更新 : 2019/1/30 14:28
若宮八幡神社境内西側、月岡古墳の後円部墳丘上にある小堂前には江戸時代前期の俳諧師、かの有名な松尾芭蕉の句碑があります。
「花木大明神 百年のけしきを庭の落ち葉かな」、日付は嘉永二年(1849年)十月十二日で、芭蕉が九州へ来た事績はないのになぜ句碑が建てられたのか不思議に思いました。
この句は貞享5年(1688年)6月に近江の明照寺(浄土宗光明遍照寺)で詠んだとされる「百歳の気色を庭の落葉哉」です。
調べたところ「蕉門十哲」のひとり志太野玻(しだやば)が元禄から享保にかけ筑後へ訪れ、芭蕉の顕彰と蕉風の発展、門人の育成に生涯を捧げた野玻の影響で地元浮羽の俳人たちが句碑を建立したと云われています。

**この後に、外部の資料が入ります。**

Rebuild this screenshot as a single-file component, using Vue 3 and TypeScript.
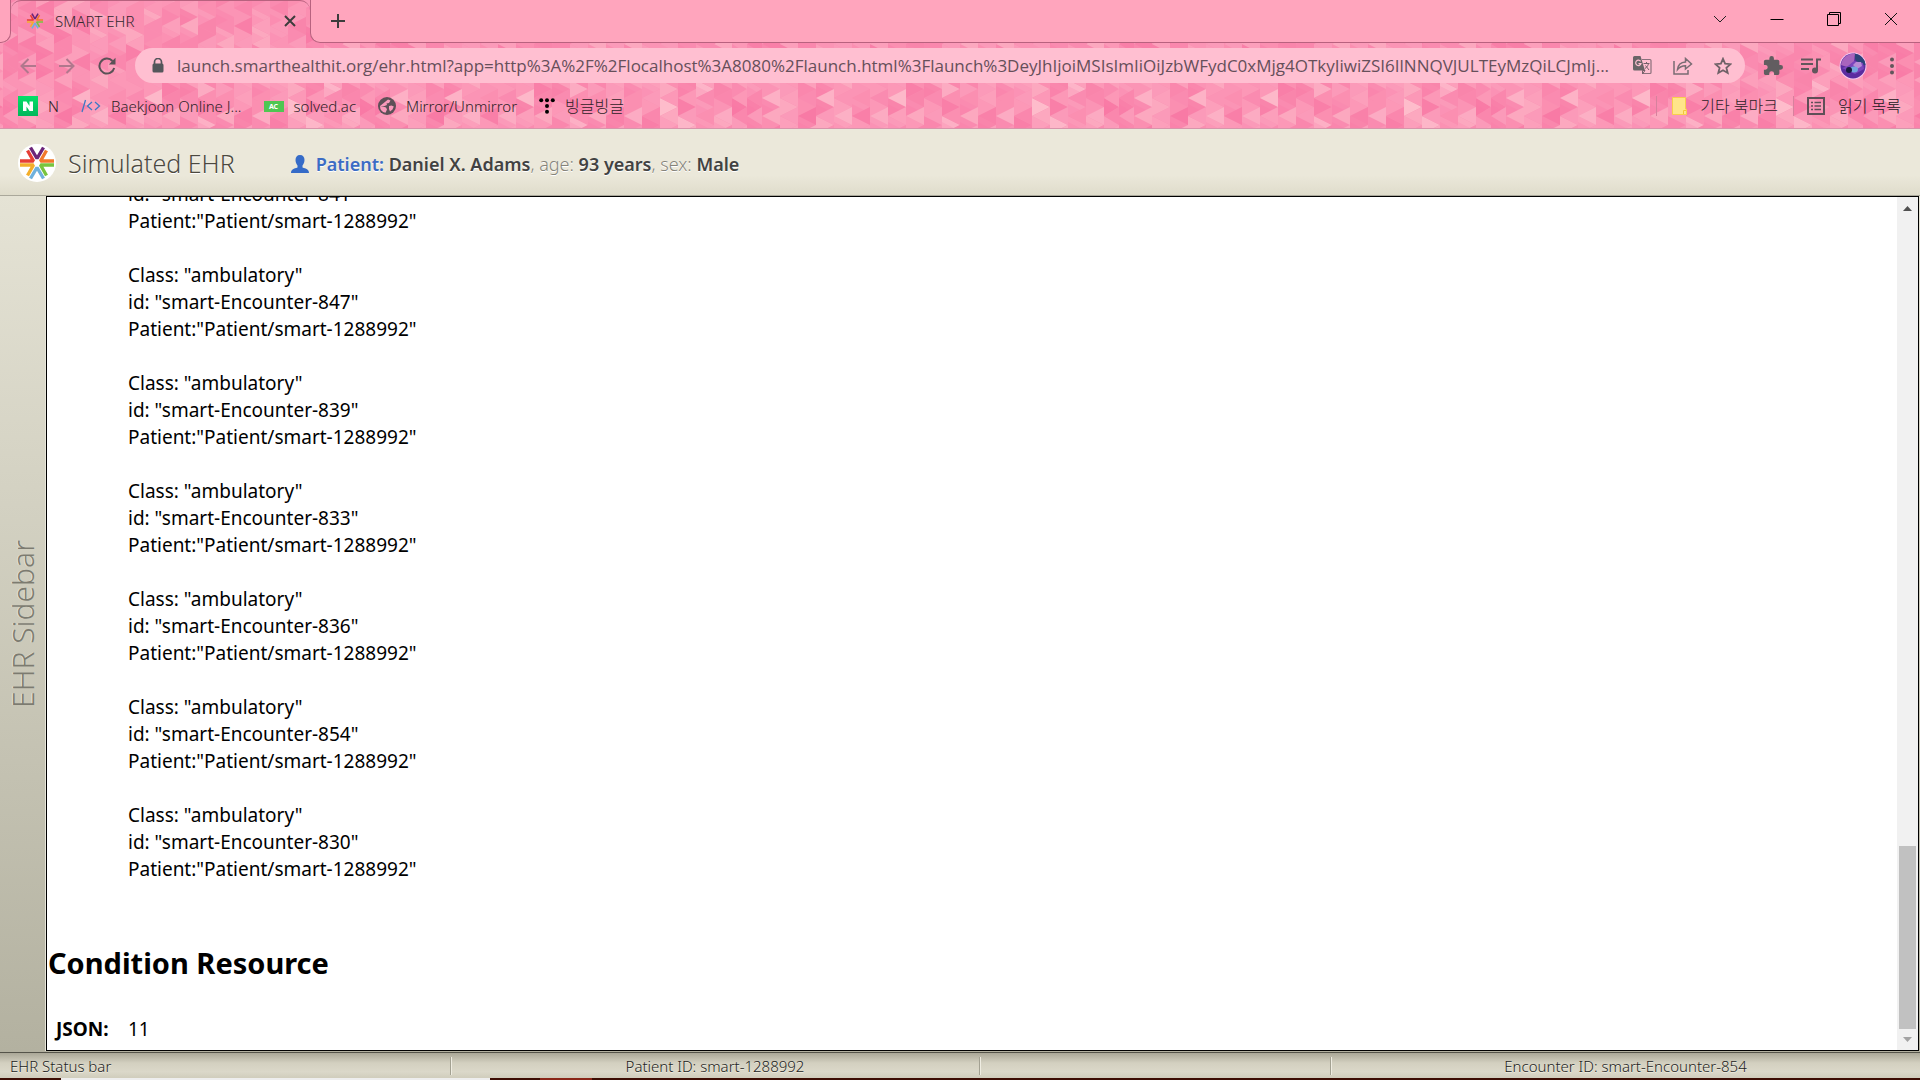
<script setup lang="ts">
interface Shard { points: string; fill: string; opacity: number }

const columns = [18, 18, 18, 18, 15, 15, 18, 18, 18, 18, 18, 18, 18, 18, 18, 18, 18, 18, 18, 18, 18]
const accents: Record<string, string> = {
  '0-r-5': '#febccb', '1-r-6': '#fdb6c8', '2-r-4': '#fdb4c8', '3-l-6': '#fcaac2',
  '6-l-5': '#fdb0c5', '9-l-5': '#fdb2c6', '10-l-6': '#fcb0c5', '13-l-5': '#fdb8c9',
  '12-l-6': '#fcabc2', '16-r-4': '#fcabc2', '16-r-6': '#fdb0c5', '4-r-5': '#f97ba6',
  '5-r-5': '#f980a9', '8-l-6': '#f87aa5', '18-l-6': '#f981a9', '19-l-6': '#fcabc3',
}
const tones = ['#fb8fb1', '#fa87ad', '#fc98b7', '#f985ab', '#fc9fbb', '#fb94b5', '#fa8bb0', '#fca8bf', '#f97fa8', '#fb9ab9']

function makeShards(): Shard[] {
  let seed = 41
  const next = () => {
    seed = (seed * 1103515245 + 12345) % 2147483648
    return seed / 2147483648
  }
  const shards: Shard[] = []
  let x = 0
  columns.forEach((w, c) => {
    for (let r = -1; r < 8; r++) {
      const top = 8 + r * 18
      const right = accents[`${c}-r-${r}`] ?? tones[Math.floor(next() * tones.length)]
      const left = accents[`${c}-l-${r}`] ?? tones[Math.floor(next() * tones.length)]
      shards.push({ points: `${x},${top} ${x + w},${top + 9} ${x},${top + 18}`, fill: right, opacity: 1 })
      shards.push({ points: `${x + w},${top - 9} ${x + w},${top + 9} ${x},${top}`, fill: left, opacity: 1 })
      if (next() > 0.5) {
        shards.push({ points: `${x},${top + 6} ${x + w},${top + 15} ${x},${top + 24}`, fill: '#f9719f', opacity: 0.18 })
      }
    }
    x += w
  })
  return shards
}
const shards = makeShards()

const url = 'launch.smarthealthit.org/ehr.html?app=http%3A%2F%2Flocalhost%3A8080%2Flaunch.html%3Flaunch%3DeyJhIjoiMSIsImIiOiJzbWFydC0xMjg4OTkyIiwiZSI6IlNNQVJULTEyMzQiLCJmIj...'

const patientId = 'smart-1288992'
const encounters = [841, 847, 839, 833, 836, 854, 830]
</script>

<template>
  <div class="window">
    <header class="chrome">
      <svg class="theme" aria-hidden="true">
        <defs>
          <pattern id="shards" x="-84" y="0" width="372" height="144" patternUnits="userSpaceOnUse">
            <rect width="372" height="144" fill="#fb8fb1" />
            <polygon v-for="(s, i) in shards" :key="i" :points="s.points" :fill="s.fill" :fill-opacity="s.opacity" />
          </pattern>
        </defs>
        <rect width="100%" height="100%" fill="url(#shards)" />
      </svg>

      <div class="tabstrip">
        <div class="strip-start"></div>
        <div class="tab">
          <svg class="favicon" viewBox="0 0 38 38"><use href="#smart-star" /></svg>
          <span class="tab-title">SMART EHR</span>
          <button class="plain" aria-label="Close tab">
            <svg width="12" height="12" viewBox="0 0 12 12" stroke="#3c3c3c" stroke-width="2"><path d="M1 1 11 11M11 1 1 11" /></svg>
          </button>
        </div>
        <div class="strip-rest">
          <button class="plain" aria-label="New tab">
            <svg width="16" height="16" viewBox="0 0 16 16" stroke="#3c3c3c" stroke-width="2"><path d="M8 1V15M1 8H15" /></svg>
          </button>
          <div class="controls">
            <button class="plain" aria-label="Search tabs"><svg width="14" height="14" viewBox="0 0 14 14" fill="none" stroke="#222"><path d="M1 4 7 10 13 4" /></svg></button>
            <button class="plain" aria-label="Minimize"><svg width="14" height="14" viewBox="0 0 14 14" fill="none" stroke="#000"><path d="M.5 7.500H13.500" /></svg></button>
            <button class="plain" aria-label="Restore"><svg width="14" height="14" viewBox="0 0 14 14" fill="none" stroke="#000"><path d="M.5 2.500H11.500V13.500H.5ZM2.500 2.500V.5H13.500V11.500H11.500" /></svg></button>
            <button class="plain" aria-label="Close"><svg width="14" height="14" viewBox="0 0 14 14" fill="none" stroke="#111"><path d="M1 1 13 13M13 1 1 13" /></svg></button>
          </div>
        </div>
      </div>

      <div class="toolbar">
        <div class="nav">
          <button class="plain" aria-label="Back"><svg width="16" height="16" viewBox="0 0 16 16" fill="none" stroke="#b1788d" stroke-width="2"><path d="M16 8H2M8.500 1 1.500 8 8.500 15" /></svg></button>
          <button class="plain" aria-label="Forward"><svg width="16" height="16" viewBox="0 0 16 16" fill="none" stroke="#b1788d" stroke-width="2"><path d="M0 8H14M7.500 1 14.500 8 7.500 15" /></svg></button>
          <button class="plain" aria-label="Reload"><svg width="18" height="18" viewBox="0 0 18 18" fill="none" stroke="#5b5257" stroke-width="2"><path d="M14.500 4A7.500 7.500 0 1 0 16.200 11" /><path d="M17.500 .8V7.500H10.800Z" fill="#5b5257" stroke="none" /></svg></button>
        </div>
        <div class="omnibox">
          <svg width="12" height="15" viewBox="0 0 12 15"><path d="M2.500 6V4a3.500 3.500 0 0 1 7 0v2" fill="none" stroke="#54565b" stroke-width="1.700" /><rect x=".5" y="5.500" width="11" height="9" rx="1.500" fill="#54565b" /></svg>
          <input class="url" type="text" aria-label="Address" :value="url" readonly />
          <div class="omni-actions">
            <button class="plain" aria-label="Translate">
              <svg width="19" height="19" viewBox="0 0 19 19"><path d="M9 3.500H17a1 1 0 0 1 1 1V16.500a1 1 0 0 1-1 1H9.500" fill="none" stroke="#8b707b" stroke-width="1.200" /><path d="M1.500 0H7.500L12 14.500H1.500A1.500 1.500 0 0 1 0 13V1.500A1.500 1.500 0 0 1 1.500 0Z" fill="#6a6467" /><path d="M7.600 5.300A2.700 2.700 0 1 0 8 7.600H5.500" fill="none" stroke="#ffbfd1" stroke-width="1.200" /><path d="M10.500 7.500H16.500M13.500 6V7.500M15.500 7.500C15 10 13.500 11.500 12 12.500M12.500 9.500 16 14M9.500 14.500 12 14.500 9.500 18Z" fill="none" stroke="#74616a" /></svg>
            </button>
            <button class="plain" aria-label="Share">
              <svg width="20" height="18" viewBox="0 0 20 18" fill="none" stroke="#7a6c73" stroke-width="1.500"><path d="M1 4V17H15V13" /><path d="M4.500 12.500C5 8 8 5.200 12.500 5V1.500L18.500 7 12.500 12V8.700C9 8.700 6.500 10 4.500 12.500Z" /></svg>
            </button>
            <button class="plain" aria-label="Bookmark">
              <svg width="18" height="18" viewBox="0 0 18 18" fill="none" stroke="#6f6167" stroke-width="1.800"><path d="M9 1.800 11.100 6.700 16.500 7.200 12.400 10.700 13.700 16 9 13.200 4.300 16 5.600 10.700 1.500 7.200 6.900 6.700Z" /></svg>
            </button>
          </div>
        </div>
        <div class="tools">
          <button class="plain" aria-label="Extensions">
            <svg width="20" height="20" viewBox="1 1 22 22" fill="#625d60"><path d="M20.500 11H19V7c0-1.100-.9-2-2-2h-4V3.500a2.500 2.500 0 0 0-5 0V5H4c-1.100 0-2 .9-2 2v3.800h1.500a2.700 2.700 0 0 1 0 5.400H2V20c0 1.100.9 2 2 2h3.800v-1.500a2.700 2.700 0 0 1 5.400 0V22H17c1.100 0 2-.9 2-2v-4h1.500a2.500 2.500 0 0 0 0-5z" /></svg>
          </button>
          <button class="plain" aria-label="Media">
            <svg width="20" height="16" viewBox="0 0 20 16"><path d="M0 1.500H12M0 6H12M0 11H8" stroke="#62565c" stroke-width="2" /><path d="M16 12V1.500H20" fill="none" stroke="#62565c" stroke-width="2" /><circle cx="14" cy="12.500" r="3" fill="#62565c" /></svg>
          </button>
          <button class="plain" aria-label="Profile">
            <svg width="28" height="28" viewBox="0 0 28 28"><circle cx="14" cy="14" r="13.500" fill="#f5c9f0" /><circle cx="14" cy="14" r="12.500" fill="#5b2ca0" /><path d="M15 1.500A12.500 12.500 0 0 1 26.500 13L20 13 16 7Z" fill="#2c4478" /><path d="M2 13C3 5 10 1 16 1.600L15 10 8 15Z" fill="#a864bd" /><path d="M3 16 9 14 15 9 24 11 25 17 16 22Z" fill="#7b45bd" /><path d="M14 13 17 10 22 10 23 14 18 17Z" fill="#b98ad6" /><ellipse cx="15" cy="17.500" rx="4" ry="3" fill="#73a6df" /><circle cx="10" cy="18" r="3" fill="#171b3f" /></svg>
          </button>
          <button class="plain" aria-label="Menu">
            <svg width="4" height="18" viewBox="0 0 4 18" fill="#62565c"><circle cx="2" cy="2.500" r="2" /><circle cx="2" cy="9" r="2" /><circle cx="2" cy="15.500" r="2" /></svg>
          </button>
        </div>
      </div>

      <nav class="bookmarks">
        <a href="#" class="bm">
          <svg width="20" height="20" viewBox="0 0 20 20"><defs><linearGradient id="green" x2="0" y2="1"><stop stop-color="#05df68" /><stop offset="1" stop-color="#02b65b" /></linearGradient></defs><rect width="20" height="20" fill="url(#green)" /><path d="M5 5.500H8.500L11.500 10V5.500H15V15H11.500L8.500 10.500V15H5Z" fill="#fff" /></svg>
          <span>N</span>
        </a>
        <a href="#" class="bm">
          <svg width="20" height="14" viewBox="0 0 20 14" fill="none" stroke="#3d78c4" stroke-width="1.300"><path d="M4.500 1 1 13" /><path d="M11 3 6.500 7 11 11M14 3 18.500 7 14 11" /></svg>
          <span>Baekjoon Online J...</span>
        </a>
        <a href="#" class="bm">
          <span class="ac">AC</span>
          <span>solved.ac</span>
        </a>
        <a href="#" class="bm">
          <svg width="18" height="18" viewBox="0 0 18 18"><circle cx="9" cy="9" r="9" fill="#5d5057" /><path d="M10 2.500 12.500 3.500 11 6 8.500 6.500 9 8 6.500 9H2.200L5 9.500 8 10.500 9 12.500 7.500 15.800A7 7 0 0 1 2 9ZM11 9 13.500 8.500 15.800 9.500 14.500 12.500 12 14.500 11 12Z" fill="#f99abb" /></svg>
          <span>Mirror/Unmirror</span>
        </a>
        <a href="#" class="bm">
          <svg width="16" height="16" viewBox="0 0 16 16"><circle cx="2.200" cy="2.200" r="2" /><circle cx="8" cy="2.200" r="2" /><circle cx="13.800" cy="2.200" r="2" /><circle cx="8" cy="8" r="2" /><circle cx="8" cy="13.800" r="2" /></svg>
          <span class="ko">빙글빙글</span>
        </a>
        <div class="bm-right">
          <a href="#" class="bm split">
            <svg width="15" height="18" viewBox="0 0 15 18"><path d="M.5 .5H13.500V12H14.500V17.500H.5Z" fill="#ffe58a" stroke="#f8cf4c" /><path d="M11.500 17V13.500H14" fill="none" stroke="#f5c53c" /></svg>
            <span class="ko">기타 북마크</span>
          </a>
          <a href="#" class="bm split reading">
            <svg width="18" height="18" viewBox="0 0 18 18"><rect x="1" y="1" width="16" height="16" fill="none" stroke="#5f4f57" stroke-width="2" /><path d="M4 5.500H6M7.500 5.500H14M4 9H6M7.500 9H14M4 12.500H6M7.500 12.500H14" stroke="#5f4f57" stroke-width="1.500" /></svg>
            <span class="ko">읽기 목록</span>
          </a>
        </div>
      </nav>
    </header>

    <div class="ehr-head">
      <svg class="logo" viewBox="0 0 38 38">
        <circle cx="19" cy="19" r="19" fill="#fff" />
        <g id="smart-star" fill="none" stroke-width="3.400" stroke-linejoin="bevel">
          <path d="M12.500 3.500 19 14.500 25.500 3.500" stroke="#6c2479" />
          <path d="M28.500 6.500 22.500 17H36" stroke="#f2792b" />
          <path d="M9.500 6.500 15.500 17H2" stroke="#e63e35" />
          <path d="M2 21H15.500L9.500 31.500" stroke="#f3ae2b" />
          <path d="M36 21H22.500L28.500 31.500" stroke="#78c43d" />
          <path d="M12.500 34.500 19 23.500 25.500 34.500" stroke="#6fb1dc" />
        </g>
      </svg>
      <h1>Simulated EHR</h1>
      <div class="patient">
        <svg width="18" height="18" viewBox="0 0 18 18" fill="#356bc8"><path d="M9 0C12 0 13.500 2 13.500 5 13.500 8 12 9.500 11.500 10.500V12.500C15 13.500 18 14.500 18 18H0C0 14.500 3 13.500 6.500 12.500V10.500C6 9.500 4.500 8 4.500 5 4.500 2 6 0 9 0Z" /></svg>
        <p><b class="blue">Patient:</b> <b>Daniel X. Adams</b>, age: <b>93 years</b>, sex: <b>Male</b></p>
      </div>
    </div>

    <div class="body">
      <aside class="sidebar"><span>EHR Sidebar</span></aside>
      <main class="frame">
        <div class="content">
          <div class="encounters">
            <p v-for="(n, i) in encounters" :key="n">
              <template v-if="i > 0">Class: "ambulatory"<br /></template>id: "smart-Encounter-{{ n }}"<br />Patient:"Patient/{{ patientId }}"
            </p>
          </div>
          <h2>Condition Resource</h2>
          <table><tbody><tr><th scope="row">JSON:</th><td>11</td></tr></tbody></table>
        </div>
        <div class="scrollbar">
          <svg width="21" height="20" viewBox="0 0 21 20"><path d="M6 14 10.500 9 15 14Z" fill="#505050" /></svg>
          <div class="track"><div class="thumb"></div></div>
          <svg width="21" height="20" viewBox="0 0 21 20"><path d="M6 7 10.500 12 15 7Z" fill="#a3a3a3" /></svg>
        </div>
      </main>
    </div>

    <footer class="status">
      <div class="cell first">EHR Status bar</div>
      <div class="cell">Patient ID: {{ patientId }}</div>
      <div class="cell"></div>
      <div class="cell last">Encounter ID: smart-Encounter-854</div>
    </footer>
    <div class="taskbar"><i class="dark a"></i><i class="light"></i><i class="dark b"></i><i class="red"></i><i class="dark c"></i></div>
  </div>
</template>

<style>
body { overflow: hidden; }
</style>

<style scoped>
* { box-sizing: border-box; }
.window {
  height: 100vh;
  display: flex;
  flex-direction: column;
  font-family: "Noto Sans", "Noto Sans CJK KR", sans-serif;
  color: #000;
}
.plain {
  border: 0;
  padding: 0;
  background: none;
  display: flex;
  align-items: center;
  justify-content: center;
}
svg { display: block; flex: none; }
.chrome { position: relative; flex: none; border-bottom: 1px solid #d795ab; }
.theme { position: absolute; inset: 0; width: 100%; height: 100%; z-index: -1; }
.tabstrip { display: flex; height: 43px; }
.strip-start {
  width: 11px;
  background: #ffa5bd;
  border: solid #b8627f;
  border-width: 0 1px 1px 0;
  border-bottom-right-radius: 10px;
}
.tab {
  width: 299px;
  border-top: 1px solid #b8627f;
  border-radius: 10px 10px 0 0;
  display: flex;
  align-items: center;
  padding: 0 14px 2px 15px;
}
.favicon { width: 18px; height: 18px; }
.tab-title { flex: 1; margin-left: 11px; font-size: 15px; font-weight: 300; color: #33292e; }
.strip-rest {
  flex: 1;
  display: flex;
  align-items: center;
  justify-content: space-between;
  padding: 0 22px 1px 19px;
  background: #ffa5bd;
  border: solid #b8627f;
  border-width: 0 0 1px 1px;
  border-bottom-left-radius: 10px;
}
.controls { display: flex; gap: 43px; padding-bottom: 4px; }
.toolbar { display: flex; align-items: center; height: 45px; padding: 0 26px 0 20px; }
.nav { display: flex; gap: 23px; width: 115px; }
.omnibox {
  flex: 1;
  min-width: 0;
  height: 35px;
  border-radius: 18px;
  background: #ffbfd1;
  display: flex;
  align-items: center;
  padding: 0 13px 0 17px;
}
.url {
  flex: 1;
  min-width: 0;
  margin-left: 13px;
  border: 0;
  padding: 0;
  background: none;
  outline: none;
  font: 17px "Open Sans", "Noto Sans", sans-serif;
  color: #664f5a;
  text-overflow: ellipsis;
}
.omni-actions { display: flex; align-items: center; gap: 21px; margin-left: 14px; }
.tools { display: flex; align-items: center; gap: 18px; margin-left: 18px; }
.tools .plain:last-child { margin-left: 5px; }
.bookmarks { display: flex; align-items: center; height: 40px; padding: 0 19px 4px 18px; gap: 22px; }
.bm { display: flex; align-items: center; gap: 10px; font-size: 15px; font-weight: 300; line-height: 20px; color: #2e2227; text-decoration: none; }
.ko { font-size: 16px; }
.ac { width: 20px; height: 11px; background: #4fc652; color: #fff; font-size: 7px; line-height: 11px; font-weight: 700; text-align: center; }
.bm-right { margin-left: auto; display: flex; gap: 15px; }
.split { border-left: 1px solid #d7819d; padding-left: 15px; gap: 13px; }
.reading { padding-left: 13px; color: #21161b; }
.ehr-head {
  flex: none;
  height: 67px;
  display: flex;
  align-items: center;
  padding: 2px 18px 0;
  background: linear-gradient(#ebe8da 70%, #dfdccb);
  border-bottom: 1px solid #aaa89b;
  text-shadow: 0 1px 0 #fff;
}
.logo { width: 38px; height: 38px; }
h1 { margin: 0 0 0 12px; font-size: 25px; font-weight: 300; color: #4c493f; }
.patient { display: flex; align-items: center; gap: 7px; margin: 2px 0 0 56px; }
.patient p { margin: 0; font-size: 18px; line-height: 24px; font-weight: 300; color: #85837a; }
.patient b { color: #424242; font-weight: 600; }
.patient .blue { color: #3c6cc4; }
.body { flex: 1; min-height: 0; display: flex; background: linear-gradient(#e5e3d5, #b3b1a0); padding: 0 1px 1px 0; }
.sidebar { width: 46px; display: flex; align-items: center; justify-content: center; border-right: 1px solid #e7e5d9; }
.sidebar span {
  writing-mode: vertical-rl;
  transform: rotate(180deg);
  font-size: 30px;
  font-weight: 300;
  line-height: 32px;
  color: #7c7b70;
  text-shadow: 0 -1px 0 #e4e2d6;
}
.frame { flex: 1; min-width: 0; display: flex; border: 1px solid #000; background: #fff; }
.content { flex: 1; display: flex; flex-direction: column; justify-content: flex-end; overflow: hidden; padding: 0 0 7px 1px; font-size: 19px; line-height: 27px; }
.encounters { padding-left: 80px; }
.encounters p { margin: 0 0 27px; }
h2 { margin: 33px 0 33px; font-size: 29px; line-height: 40px; font-weight: 700; }
table { border-collapse: collapse; width: 120px; }
th { width: 80px; padding: 0 0 0 8px; text-align: left; font-weight: 700; }
td { padding: 0; }
.scrollbar { width: 21px; background: #f1f1f1; display: flex; flex-direction: column; }
.track { flex: 1; display: flex; flex-direction: column; justify-content: flex-end; padding: 0 2px 1px; }
.thumb { height: 22.5%; background: #c1c1c1; }
.status {
  flex: none;
  height: 26px;
  display: grid;
  grid-template-columns: 451fr 529fr 351fr 589fr;
  align-items: center;
  border-top: 1px solid #55544a;
  background: linear-gradient(#aaa797, #d3d0c0 40%, #dbd8c9 75%, #d0cdbc);
  font-size: 15px;
  font-weight: 300;
  line-height: 18px;
  color: #222;
  text-shadow: 0 1px 0 #eeecdf;
}
.cell { height: 18px; text-align: center; border-right: 1px solid #a3a192; box-shadow: 1px 0 0 #efede2; }
.first { text-align: left; padding-left: 10px; }
.last { border: 0; box-shadow: none; }
.taskbar { flex: none; height: 2px; display: flex; }
.dark { background: #3d0d04; }
.a { flex: 61; }
.light { flex: 429; background: #eee; }
.b { flex: 50; }
.red { flex: 52; background: #8a2618; }
.c { flex: 1328; }
</style>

なお、同じ句碑は前述の明照寺(滋賀県彦根市)、聖樹院(福島県いわき市)、磯村邸(愛知県豊橋市)などにも存在します。
句碑の東隣りには大きな樫の木(アカガシ、幹周2.5m、樹高推定10m余)がそびえていました。ご神木でもなく古墳にドングリとは妙な取り合わせです。